Apart from interest rates, another key short-term trigger often cited for bitcoin’s latest rally is that the manifold well-publicised failures of crypto projects over the past year, and in particular last month’s $4.3bn fine on Binance, could have been worse. My thought here is “apart from that, Mrs Lincoln, how was the play?” But for those crypto proponents who are not in jail, the fact Binance still exists at all is a positive.
The big one though is investor demand. I am yet to meet a single chief investment officer or portfolio manager at any institutional money manager who has any interest in bitcoin. Boosters insist bitcoin is bringing in this kind of money, but beyond a few hedge funds, venture capital firms and family offices, the evidence for this is scant at best. Wealthy individuals are probably aware of bitcoin’s latest leap, but even there, sector advisers are sceptical. “I’m not seeing more demand from the client side,” said Christian Nolting, chief investment officer at Deutsche Bank Wealth Management. “I have enough volatility on the bonds side, I don’t need crypto for the vol,” he said.
It is possible that if US regulators approve the launch of cash bitcoin exchange traded funds by institutions such as BlackRock, that might tempt more investors to seek exposure to crypto through them. This could, potentially, really be a breakthrough moment but the true demand is yet to be seen and it could already be priced in.

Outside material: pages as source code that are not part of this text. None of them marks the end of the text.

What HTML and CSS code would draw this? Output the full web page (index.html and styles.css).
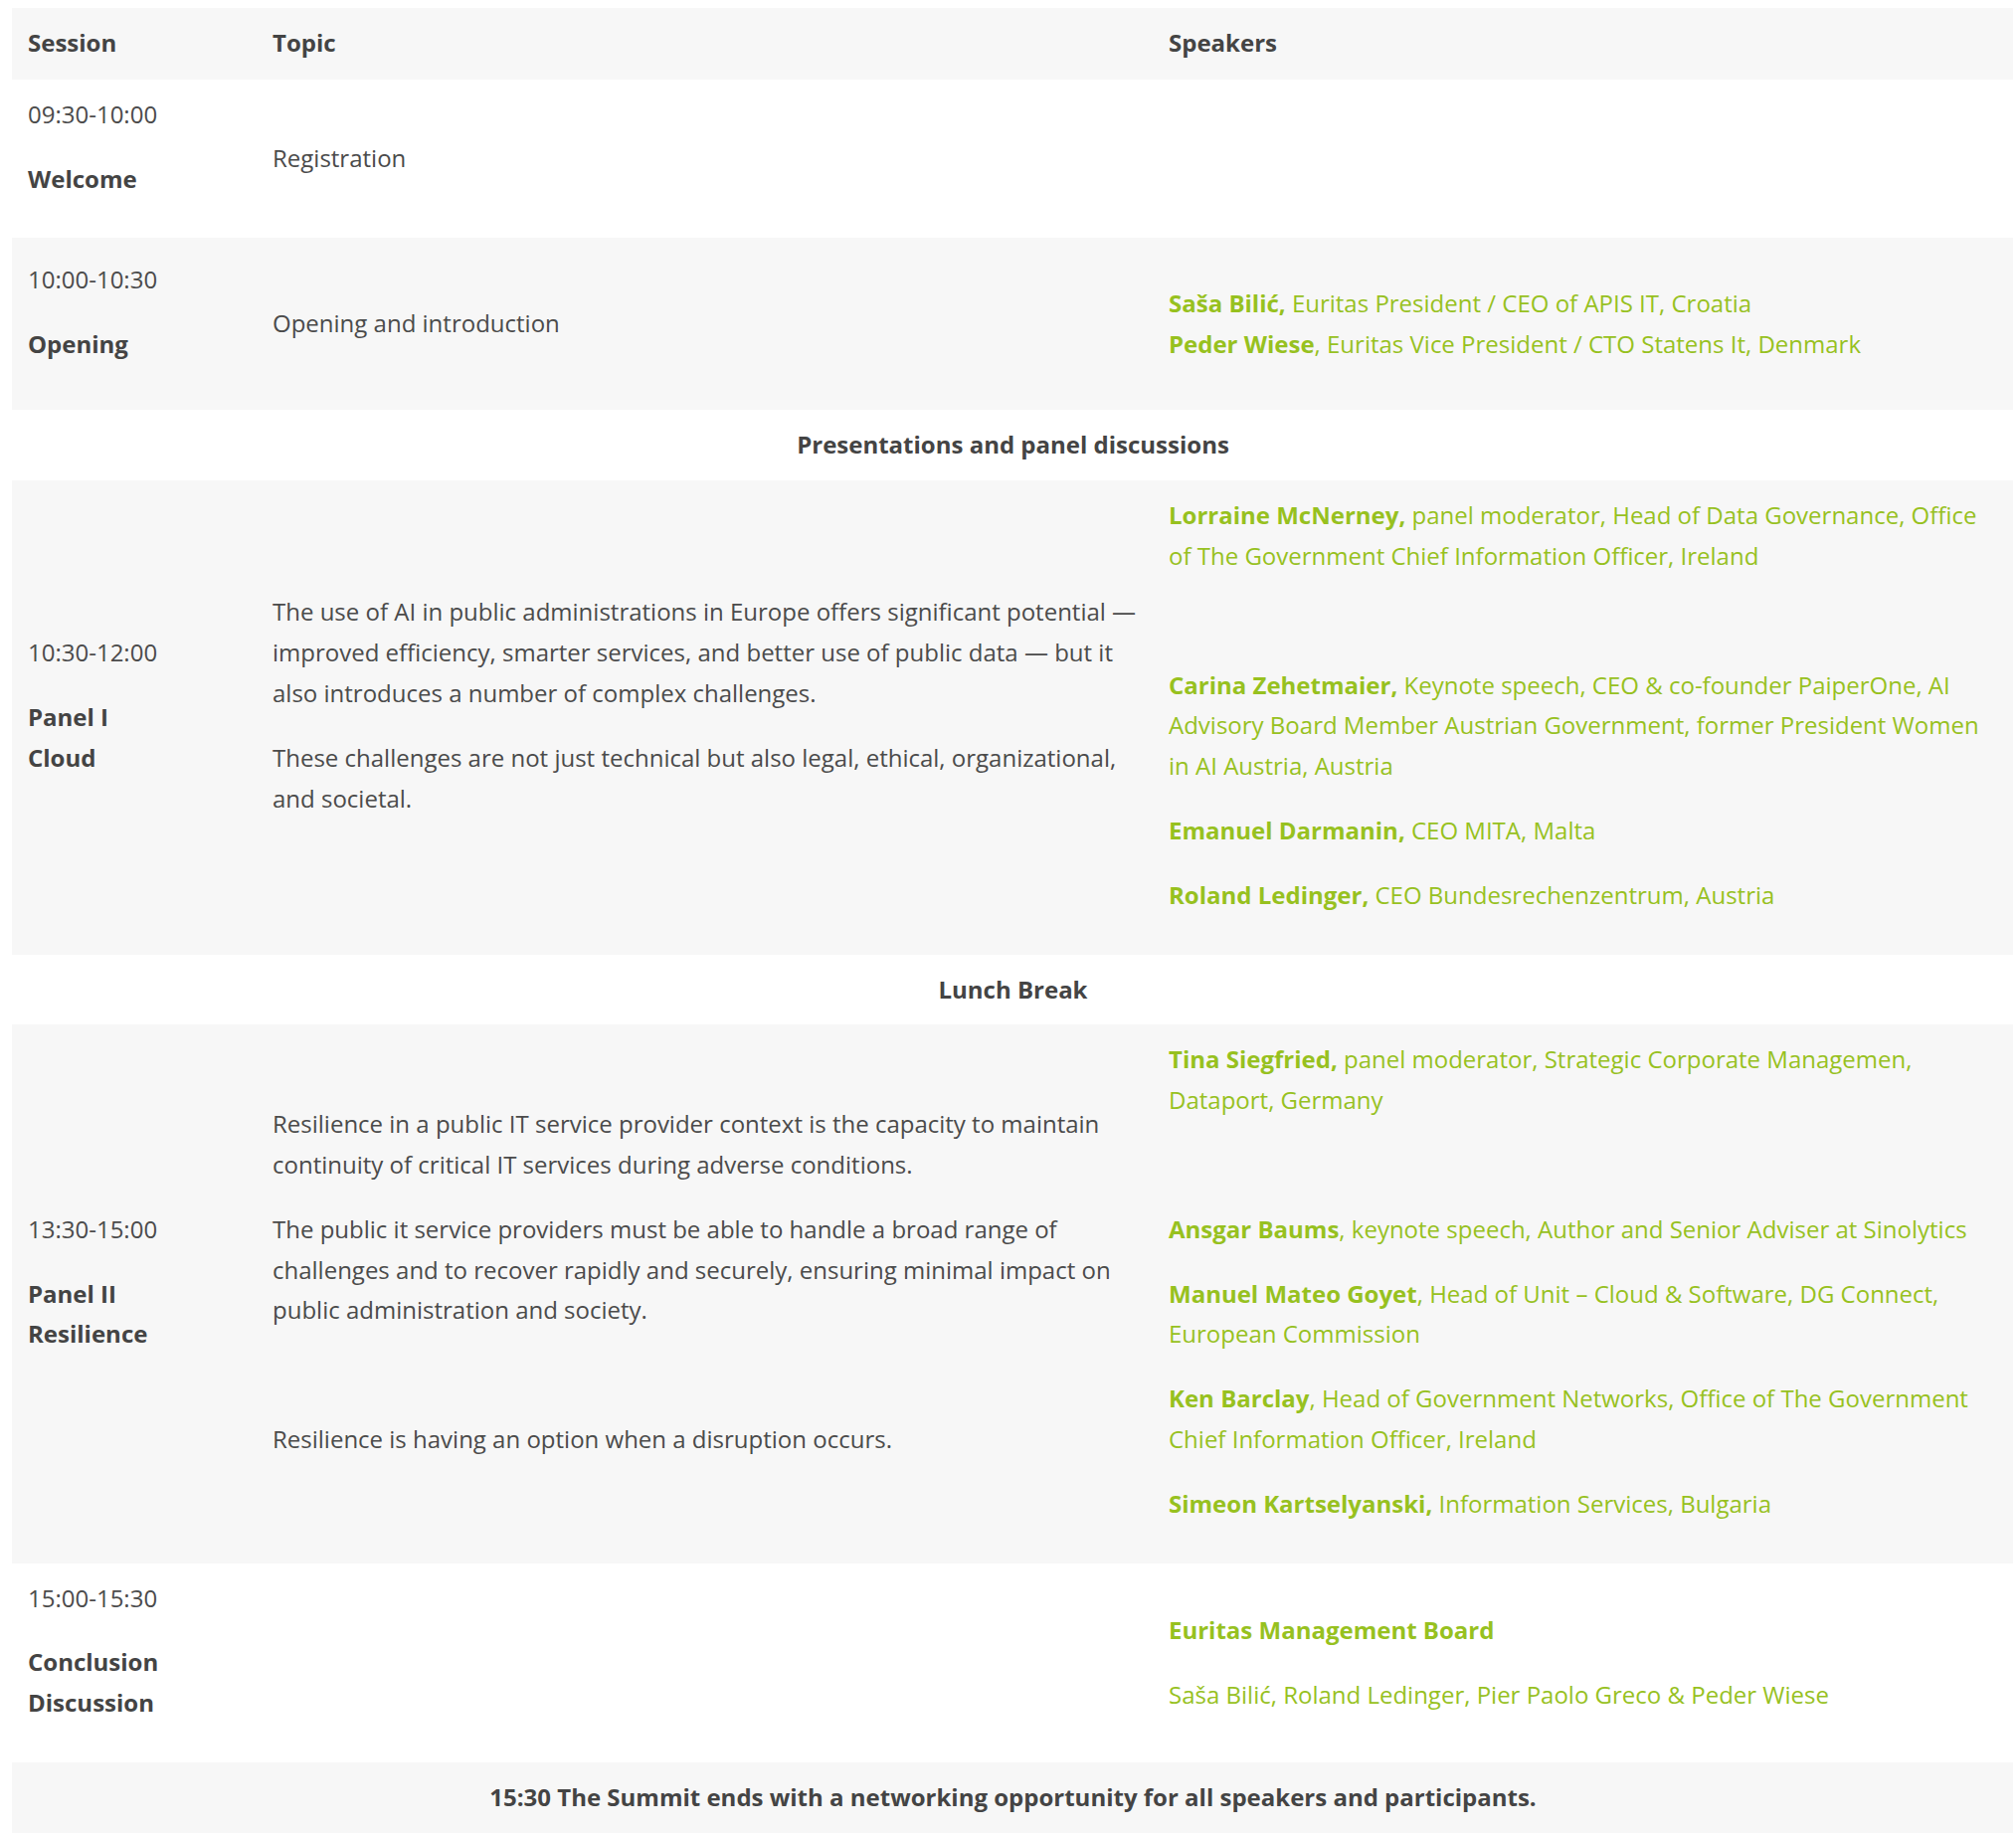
FILE: index.html
```html
<!DOCTYPE html>
<html lang="en">
<head>
<meta charset="utf-8">
<title>Agenda</title>
<link rel="stylesheet" href="styles.css">
</head>
<body>
<table class="agenda">
  <colgroup>
    <col class="c-session">
    <col class="c-topic">
    <col class="c-speakers">
  </colgroup>
  <thead>
    <tr class="shade">
      <th>Session</th>
      <th>Topic</th>
      <th>Speakers</th>
    </tr>
  </thead>
  <tbody>
    <tr>
      <td><p>09:30-10:00</p><p><strong>Welcome</strong></p></td>
      <td>Registration</td>
      <td></td>
    </tr>
    <tr class="shade r-opening">
      <td><p>10:00-10:30</p><p><strong>Opening</strong></p></td>
      <td>Opening and introduction</td>
      <td class="spk"><p class="flush"><strong>Saša Bilić,</strong> Euritas President / CEO of APIS IT, Croatia<br><strong>Peder Wiese</strong>, Euritas Vice President / CTO Statens It, Denmark</p></td>
    </tr>
    <tr>
      <td class="band" colspan="3"><strong>Presentations and panel discussions</strong></td>
    </tr>
    <tr class="shade">
      <td><p>10:30-12:00</p><p><strong>Panel I<br>Cloud</strong></p></td>
      <td>
        <p>The use of AI in public administrations in Europe offers significant potential — improved efficiency, smarter services, and better use of public data — but it also introduces a number of complex challenges.</p>
        <p>These challenges are not just technical but also legal, ethical, organizational, and societal.</p>
      </td>
      <td class="spk">
        <p><strong>Lorraine McNerney,</strong> panel moderator, Head of Data Governance, Office of The Government Chief Information Officer, Ireland</p>
        <p>&nbsp;</p>
        <p><strong>Carina Zehetmaier,</strong> Keynote speech, CEO &amp; co-founder PaiperOne, AI Advisory Board Member Austrian Government, former President Women in AI Austria, Austria</p>
        <p><strong>Emanuel Darmanin,</strong> CEO MITA, Malta</p>
        <p><strong>Roland Ledinger,</strong> CEO Bundesrechenzentrum, Austria</p>
      </td>
    </tr>
    <tr>
      <td class="band" colspan="3"><strong>Lunch Break</strong></td>
    </tr>
    <tr class="shade">
      <td><p>13:30-15:00</p><p><strong>Panel II<br>Resilience</strong></p></td>
      <td>
        <p>Resilience in a public IT service provider context is the capacity to maintain continuity of critical IT services during adverse conditions.</p>
        <p>The public it service providers must be able to handle a broad range of challenges and to recover rapidly and securely, ensuring minimal impact on public administration and society.</p>
        <p>&nbsp;</p>
        <p>Resilience is having an option when a disruption occurs.</p>
      </td>
      <td class="spk">
        <p><strong>Tina Siegfried,</strong> panel moderator, Strategic Corporate Managemen, Dataport, Germany</p>
        <p>&nbsp;</p>
        <p><strong>Ansgar Baums</strong>, keynote speech, Author and Senior Adviser at Sinolytics</p>
        <p><strong>Manuel Mateo Goyet</strong>, Head of Unit – Cloud &amp; Software, DG Connect, European Commission</p>
        <p><strong>Ken Barclay</strong>, Head of Government Networks, Office of The Government Chief Information Officer, Ireland</p>
        <p><strong>Simeon Kartselyanski,</strong> Information Services, Bulgaria</p>
      </td>
    </tr>
    <tr>
      <td><p>15:00-15:30</p><p><strong>Conclusion<br>Discussion</strong></p></td>
      <td></td>
      <td class="spk"><p><strong>Euritas Management Board</strong></p><p class="flush">Saša Bilić, Roland Ledinger, Pier Paolo Greco &amp; Peder Wiese</p></td>
    </tr>
    <tr class="shade">
      <td class="band" colspan="3"><strong>15:30 The Summit ends with a networking opportunity for all speakers and participants.</strong></td>
    </tr>
  </tbody>
</table>
</body>
</html>
```

FILE: styles.css
```css
html, body {
  margin: 0;
  padding: 0;
  background: #ffffff;
}

body {
  padding: 8px 3px 3px 12px;
  font-family: "Open Sans", "Noto Sans", "DejaVu Sans", sans-serif;
  font-size: 24px;
  line-height: 1.7;
  color: #4b4b4b;
}

.agenda {
  width: 2012px;
  table-layout: fixed;
  border-collapse: collapse;
  border-spacing: 0;
}

.c-session { width: 246px; }
.c-topic { width: 901px; }
.c-speakers { width: 865px; }

.agenda th,
.agenda td {
  padding: 15px 15px 15px 16px;
  text-align: left;
  vertical-align: middle;
}

.agenda th {
  padding-bottom: 16px;
  font-weight: 700;
  color: #444444;
}

.agenda strong {
  font-weight: 700;
  color: #444444;
}

.agenda p {
  margin: 0 0 24px 0;
}

.agenda p.flush {
  margin-bottom: 0;
}

.shade {
  background: #f7f7f7;
}

.r-opening {
  height: 173px;
}

.band {
  text-align: center !important;
}

.spk,
.spk strong {
  color: #97c11f;
}
```
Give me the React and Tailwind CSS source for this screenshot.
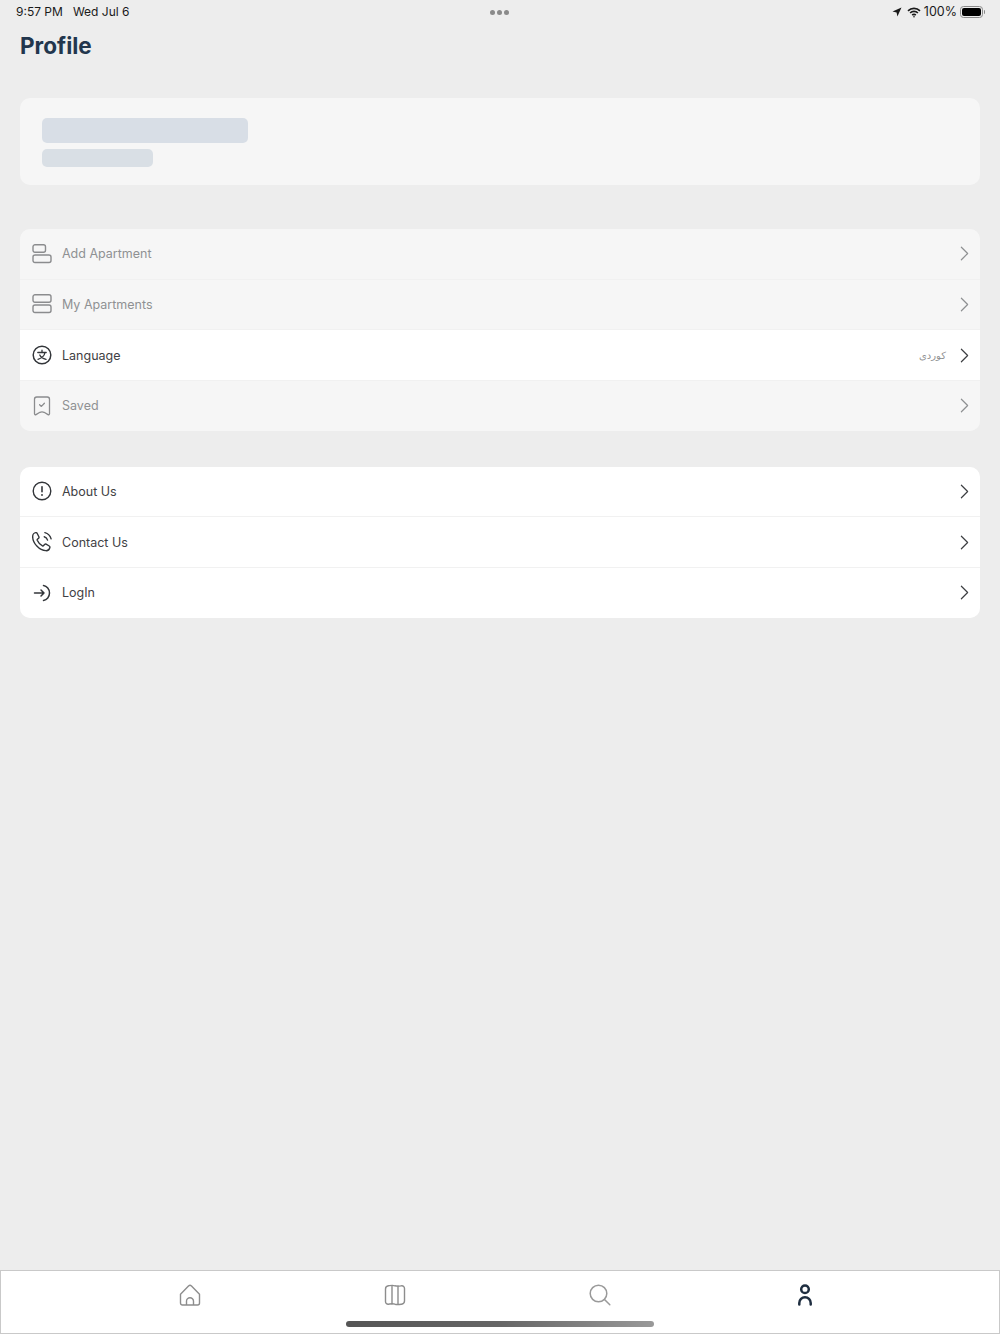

This is just one of the contradictory arguments here, though. At the same time, we are told crypto is up because sovereign citizens want to avoid government and regulatory intrusion, and it is up because it may be about to gain greater regulatory oversight. It is apparently simultaneously a bet on inflation falling, and a hedge against inflation rising. It is a currency, but also a speculative asset.
These things can’t all be true at the same time. The fact is, different people buy crypto for all of these different reasons and more, contradictions be damned. The only thing the latest price rise tells you is that an unknown number of people are buying this illiquid token more enthusiastically than they were before. Number go up.